BEGIN Source material
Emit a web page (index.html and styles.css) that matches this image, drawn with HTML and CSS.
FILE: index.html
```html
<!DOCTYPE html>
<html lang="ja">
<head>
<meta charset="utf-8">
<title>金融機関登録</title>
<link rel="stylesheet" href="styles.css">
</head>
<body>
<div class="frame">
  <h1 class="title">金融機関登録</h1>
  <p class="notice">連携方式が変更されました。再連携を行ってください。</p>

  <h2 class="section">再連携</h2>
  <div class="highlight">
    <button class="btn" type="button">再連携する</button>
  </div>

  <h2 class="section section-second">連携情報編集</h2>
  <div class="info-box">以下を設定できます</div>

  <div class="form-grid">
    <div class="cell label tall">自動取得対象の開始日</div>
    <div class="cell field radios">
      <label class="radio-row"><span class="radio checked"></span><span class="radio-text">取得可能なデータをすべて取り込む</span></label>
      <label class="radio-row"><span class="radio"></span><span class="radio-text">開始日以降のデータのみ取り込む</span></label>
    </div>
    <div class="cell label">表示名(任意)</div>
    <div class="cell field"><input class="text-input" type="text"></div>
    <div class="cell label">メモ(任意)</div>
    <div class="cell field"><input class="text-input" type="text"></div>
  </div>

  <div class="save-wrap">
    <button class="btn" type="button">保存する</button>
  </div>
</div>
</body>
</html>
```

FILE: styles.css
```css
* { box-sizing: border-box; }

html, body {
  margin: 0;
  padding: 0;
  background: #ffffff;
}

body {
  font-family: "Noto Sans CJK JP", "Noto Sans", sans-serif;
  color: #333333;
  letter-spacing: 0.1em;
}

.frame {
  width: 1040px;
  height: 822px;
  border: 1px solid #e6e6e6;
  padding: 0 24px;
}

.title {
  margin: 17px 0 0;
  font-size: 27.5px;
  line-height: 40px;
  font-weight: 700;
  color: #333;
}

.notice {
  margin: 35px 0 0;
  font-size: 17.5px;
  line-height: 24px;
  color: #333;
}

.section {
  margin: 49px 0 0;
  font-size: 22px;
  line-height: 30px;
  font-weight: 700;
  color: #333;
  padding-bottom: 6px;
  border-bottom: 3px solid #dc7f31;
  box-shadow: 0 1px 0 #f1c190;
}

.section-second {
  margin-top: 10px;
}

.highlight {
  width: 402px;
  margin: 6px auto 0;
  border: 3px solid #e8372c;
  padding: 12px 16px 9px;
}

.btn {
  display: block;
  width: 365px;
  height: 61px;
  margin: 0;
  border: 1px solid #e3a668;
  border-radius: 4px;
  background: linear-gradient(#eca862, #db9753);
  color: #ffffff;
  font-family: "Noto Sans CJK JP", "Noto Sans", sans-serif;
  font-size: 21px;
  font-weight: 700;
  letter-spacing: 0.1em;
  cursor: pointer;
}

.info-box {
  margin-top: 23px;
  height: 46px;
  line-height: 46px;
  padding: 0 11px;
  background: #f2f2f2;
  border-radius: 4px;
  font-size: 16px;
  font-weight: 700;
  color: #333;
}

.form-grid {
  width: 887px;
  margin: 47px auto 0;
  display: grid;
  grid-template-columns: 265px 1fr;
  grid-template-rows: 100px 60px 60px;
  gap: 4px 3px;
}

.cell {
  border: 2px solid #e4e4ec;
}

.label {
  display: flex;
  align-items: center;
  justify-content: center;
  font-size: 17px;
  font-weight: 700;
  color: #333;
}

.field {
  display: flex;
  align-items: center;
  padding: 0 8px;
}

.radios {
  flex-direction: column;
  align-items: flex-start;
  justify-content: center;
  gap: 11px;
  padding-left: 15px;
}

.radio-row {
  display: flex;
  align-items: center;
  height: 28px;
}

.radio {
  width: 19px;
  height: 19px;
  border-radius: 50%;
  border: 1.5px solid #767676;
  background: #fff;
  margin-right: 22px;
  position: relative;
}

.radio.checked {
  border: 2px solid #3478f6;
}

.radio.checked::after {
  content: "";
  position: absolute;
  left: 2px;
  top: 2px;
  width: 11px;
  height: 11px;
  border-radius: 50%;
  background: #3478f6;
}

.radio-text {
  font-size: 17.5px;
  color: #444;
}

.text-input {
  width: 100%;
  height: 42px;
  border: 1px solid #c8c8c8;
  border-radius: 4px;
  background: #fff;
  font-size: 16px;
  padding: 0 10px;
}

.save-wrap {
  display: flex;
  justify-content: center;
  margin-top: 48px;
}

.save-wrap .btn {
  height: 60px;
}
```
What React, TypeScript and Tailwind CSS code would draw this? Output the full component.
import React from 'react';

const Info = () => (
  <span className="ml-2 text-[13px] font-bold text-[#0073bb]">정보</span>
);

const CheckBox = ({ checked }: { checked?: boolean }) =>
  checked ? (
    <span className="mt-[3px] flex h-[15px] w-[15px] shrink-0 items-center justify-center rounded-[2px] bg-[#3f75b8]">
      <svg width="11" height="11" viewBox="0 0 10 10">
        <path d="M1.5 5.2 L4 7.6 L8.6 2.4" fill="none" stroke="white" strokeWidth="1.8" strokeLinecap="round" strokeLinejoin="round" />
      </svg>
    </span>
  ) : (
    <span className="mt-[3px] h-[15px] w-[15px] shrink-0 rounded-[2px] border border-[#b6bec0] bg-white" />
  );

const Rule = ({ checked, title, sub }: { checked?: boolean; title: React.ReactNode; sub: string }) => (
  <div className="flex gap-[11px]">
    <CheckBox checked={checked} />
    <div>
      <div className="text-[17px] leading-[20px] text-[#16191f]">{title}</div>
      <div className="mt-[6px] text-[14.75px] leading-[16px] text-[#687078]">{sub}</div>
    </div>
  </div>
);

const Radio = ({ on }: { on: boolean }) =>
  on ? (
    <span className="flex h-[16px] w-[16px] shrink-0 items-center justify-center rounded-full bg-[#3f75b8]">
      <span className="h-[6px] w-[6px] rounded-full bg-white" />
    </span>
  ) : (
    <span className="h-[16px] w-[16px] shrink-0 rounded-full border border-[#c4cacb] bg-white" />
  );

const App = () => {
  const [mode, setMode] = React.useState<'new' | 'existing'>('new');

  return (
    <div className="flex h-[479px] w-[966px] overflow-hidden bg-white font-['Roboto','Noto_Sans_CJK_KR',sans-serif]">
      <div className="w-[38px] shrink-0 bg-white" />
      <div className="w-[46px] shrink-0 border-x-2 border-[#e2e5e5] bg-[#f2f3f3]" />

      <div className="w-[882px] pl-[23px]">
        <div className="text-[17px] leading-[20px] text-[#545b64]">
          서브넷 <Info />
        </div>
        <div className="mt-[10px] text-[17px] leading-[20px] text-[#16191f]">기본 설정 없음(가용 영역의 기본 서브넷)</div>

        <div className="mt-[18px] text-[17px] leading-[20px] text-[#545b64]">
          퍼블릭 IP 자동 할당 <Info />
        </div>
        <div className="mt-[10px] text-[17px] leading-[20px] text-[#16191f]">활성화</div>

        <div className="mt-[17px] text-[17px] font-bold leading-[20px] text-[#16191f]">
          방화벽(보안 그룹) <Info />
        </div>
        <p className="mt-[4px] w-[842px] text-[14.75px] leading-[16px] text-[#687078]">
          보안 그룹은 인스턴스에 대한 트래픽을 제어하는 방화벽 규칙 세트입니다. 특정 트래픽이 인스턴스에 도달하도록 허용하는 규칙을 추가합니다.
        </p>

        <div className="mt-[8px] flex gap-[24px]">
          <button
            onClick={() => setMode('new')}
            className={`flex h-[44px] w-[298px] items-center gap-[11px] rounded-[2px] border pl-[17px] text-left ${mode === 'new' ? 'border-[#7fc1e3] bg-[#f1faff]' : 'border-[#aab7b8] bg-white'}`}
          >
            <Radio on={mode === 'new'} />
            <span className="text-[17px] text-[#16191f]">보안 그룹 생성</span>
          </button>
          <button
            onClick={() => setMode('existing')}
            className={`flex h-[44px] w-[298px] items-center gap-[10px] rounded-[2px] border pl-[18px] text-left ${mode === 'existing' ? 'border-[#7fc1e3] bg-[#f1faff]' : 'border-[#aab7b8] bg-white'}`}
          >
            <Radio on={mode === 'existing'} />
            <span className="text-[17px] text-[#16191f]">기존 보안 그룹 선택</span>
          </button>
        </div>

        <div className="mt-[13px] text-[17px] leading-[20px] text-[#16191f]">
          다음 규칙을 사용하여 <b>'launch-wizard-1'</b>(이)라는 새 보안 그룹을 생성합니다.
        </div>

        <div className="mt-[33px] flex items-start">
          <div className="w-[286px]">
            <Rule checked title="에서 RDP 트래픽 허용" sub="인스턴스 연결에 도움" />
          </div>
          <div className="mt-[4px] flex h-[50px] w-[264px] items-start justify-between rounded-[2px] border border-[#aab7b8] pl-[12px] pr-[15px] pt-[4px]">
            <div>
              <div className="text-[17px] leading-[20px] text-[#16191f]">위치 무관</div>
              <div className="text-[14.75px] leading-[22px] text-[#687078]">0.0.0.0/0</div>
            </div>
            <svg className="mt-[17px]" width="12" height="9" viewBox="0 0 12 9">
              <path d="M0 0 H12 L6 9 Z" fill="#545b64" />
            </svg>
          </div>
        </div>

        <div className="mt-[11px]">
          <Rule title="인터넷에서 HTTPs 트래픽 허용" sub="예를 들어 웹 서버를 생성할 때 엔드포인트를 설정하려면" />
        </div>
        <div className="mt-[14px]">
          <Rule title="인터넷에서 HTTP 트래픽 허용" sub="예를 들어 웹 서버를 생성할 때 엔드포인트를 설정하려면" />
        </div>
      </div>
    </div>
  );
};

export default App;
END Source material
* **Exercise prompt**
Reproduce exactly the lines from the one containing "What React, TypeScript" through the one containing "shrink-0 border-x-2 border-[#e2e5e5]", inclusive, and nothing else.

* **Exercise solution**
What React, TypeScript and Tailwind CSS code would draw this? Output the full component.
import React from 'react';

const Info = () => (
  <span className="ml-2 text-[13px] font-bold text-[#0073bb]">정보</span>
);

const CheckBox = ({ checked }: { checked?: boolean }) =>
  checked ? (
    <span className="mt-[3px] flex h-[15px] w-[15px] shrink-0 items-center justify-center rounded-[2px] bg-[#3f75b8]">
      <svg width="11" height="11" viewBox="0 0 10 10">
        <path d="M1.5 5.2 L4 7.6 L8.6 2.4" fill="none" stroke="white" strokeWidth="1.8" strokeLinecap="round" strokeLinejoin="round" />
      </svg>
    </span>
  ) : (
    <span className="mt-[3px] h-[15px] w-[15px] shrink-0 rounded-[2px] border border-[#b6bec0] bg-white" />
  );

const Rule = ({ checked, title, sub }: { checked?: boolean; title: React.ReactNode; sub: string }) => (
  <div className="flex gap-[11px]">
    <CheckBox checked={checked} />
    <div>
      <div className="text-[17px] leading-[20px] text-[#16191f]">{title}</div>
      <div className="mt-[6px] text-[14.75px] leading-[16px] text-[#687078]">{sub}</div>
    </div>
  </div>
);

const Radio = ({ on }: { on: boolean }) =>
  on ? (
    <span className="flex h-[16px] w-[16px] shrink-0 items-center justify-center rounded-full bg-[#3f75b8]">
      <span className="h-[6px] w-[6px] rounded-full bg-white" />
    </span>
  ) : (
    <span className="h-[16px] w-[16px] shrink-0 rounded-full border border-[#c4cacb] bg-white" />
  );

const App = () => {
  const [mode, setMode] = React.useState<'new' | 'existing'>('new');

  return (
    <div className="flex h-[479px] w-[966px] overflow-hidden bg-white font-['Roboto','Noto_Sans_CJK_KR',sans-serif]">
      <div className="w-[38px] shrink-0 bg-white" />
      <div className="w-[46px] shrink-0 border-x-2 border-[#e2e5e5] bg-[#f2f3f3]" />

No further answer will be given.